Consider a bi-exponential function defined as $B(x)=C(e^\frac{-x}{\tau_1}-e^\frac{-x}{\tau_2})+b_0$, where $C$ is the scaling factor, $b_0$ is the offset, and $\tau_1$ and $\tau_2$ are the time constants of the two exponential.
Now consider an alpha function which is defined as: $\alpha(x)=A\frac{x}{\tau}e^{(1-\frac{x}{\tau})}H(x)$, where $A$ is the scaling factor, $H(x)$ is the Heaviside function, and $\tau$ is the "time constant" (time it takes to reach the peak value of A from the onset).
Ignoring the peak values and offset, is there a relation between the time constants of the bi-exponential and the alpha function, for instance: $\tau = f(\tau_1, \tau_2)$, such that shapes of the two curves are roughly identical?
I approached this by doing the following:
$B(x)=\alpha(x)$
$...$
$(e^\frac{-x}{\tau_1}-e^\frac{-x}{\tau_2})\approx\frac{x}{\tau}e^{1-\frac{x}{\tau}}$
Is this the right approach to solve this? What is the expression for $f(\tau_1, \tau_2)$? $f(\tau_1, \tau_2)$ will likely be degenrate, right?

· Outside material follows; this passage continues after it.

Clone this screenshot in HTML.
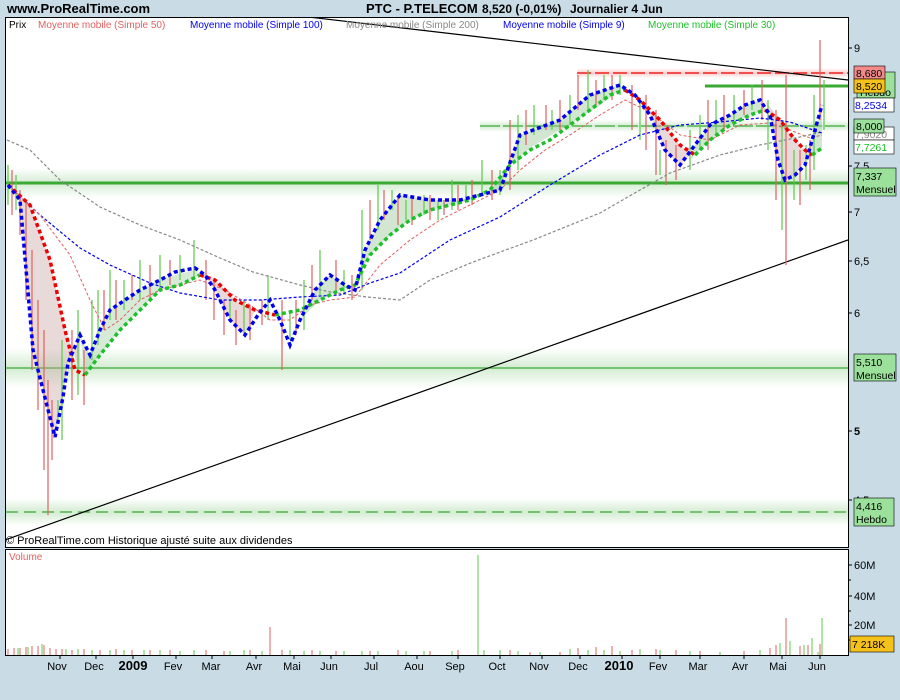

I am trying this in context of electrophysiology where experimentalists like to fit bi-exponentials to the recorded signals, whereas theorists like to use the alpha function in simulations. And I'm trying to theoretically bridge the gap.
I'll try to answer my own question.
Since, $\tau$ for the alpha function corresponds to the time it takes for the peak to occur. One could simply calculate the time to peak of the bi-exponential function. Some googling landed me on to this blog about some miscellaneous functions. In this blog, the time to peak for a bi-exponential is described as (I'm rearranging the bi-exponential equation in the blog to fit the $B(x)$ formula mentioned in my original question):
time to peak $= \frac{\tau_1 \tau_2}{\tau_1 - \tau_2}log_e(\frac{\tau_1}{\tau_2})$.
This is very straight forward to derive; just find the maxima of $B(x)$ by using $\frac{d}{dx}B(x)=0$. Which yields: $x = \frac{\tau_1 \tau_2}{\tau_1 - \tau_2}log_e(\frac{\tau_1}{\tau_2})$. And this is exactly what $\tau$ is for $\alpha(x)$.
Therefore, $\tau = \frac{\tau_1 \tau_2}{\tau_1 - \tau_2}log_e(\frac{\tau_1}{\tau_2})$
I've run a few simulations and this seems to be true. In the figure below, the solid cyan line is the bi-exponential fitted to electrophysiology data (this means $\tau_1$ and $\tau_2$ are given). The time constant for the alpha function was calculated by the aforementioned formula, and an alpha-shaped curve with the estimated $\tau$ was plotted as the dashed black line. The time to peak of the fitted bi-exponential (duration marked by blue arrows) is fairly close to the theoretical estimate (red). And although the two curves appear different at the late stages of decay, the overall shape is replicated. Note that the amplitude of the alpha-shaped curve was adjusted to match.
For my use case, this will suffice. But if you can figure out how to perfectly match the two curves, please add your comments/answers. But I wonder if the alpha function can fully approximate the electrophysiological trace. Thanks for stopping by :)
Edit 1 (25.04.2023):Here's a caveat! Since, $\tau$ depends upon $\tau_1$ and $\tau_2$,and, of course, if $\tau_1 = \tau_2$, the formula does not work. But what's also important to note is that if $\tau_1<<\tau_2$ then the shape of the alpha function will not be able to capture the shape of the bi-exponential (think of an event with dirac-like rise and an exponential decay). In electrophysiology, this does not usually occur (if you are sampling fast enough). But theoretically, the formula has its limits. Bi-exponential and alpha function are part of the same family of probability distributions, and alpha function is a special case of the bi-exponential.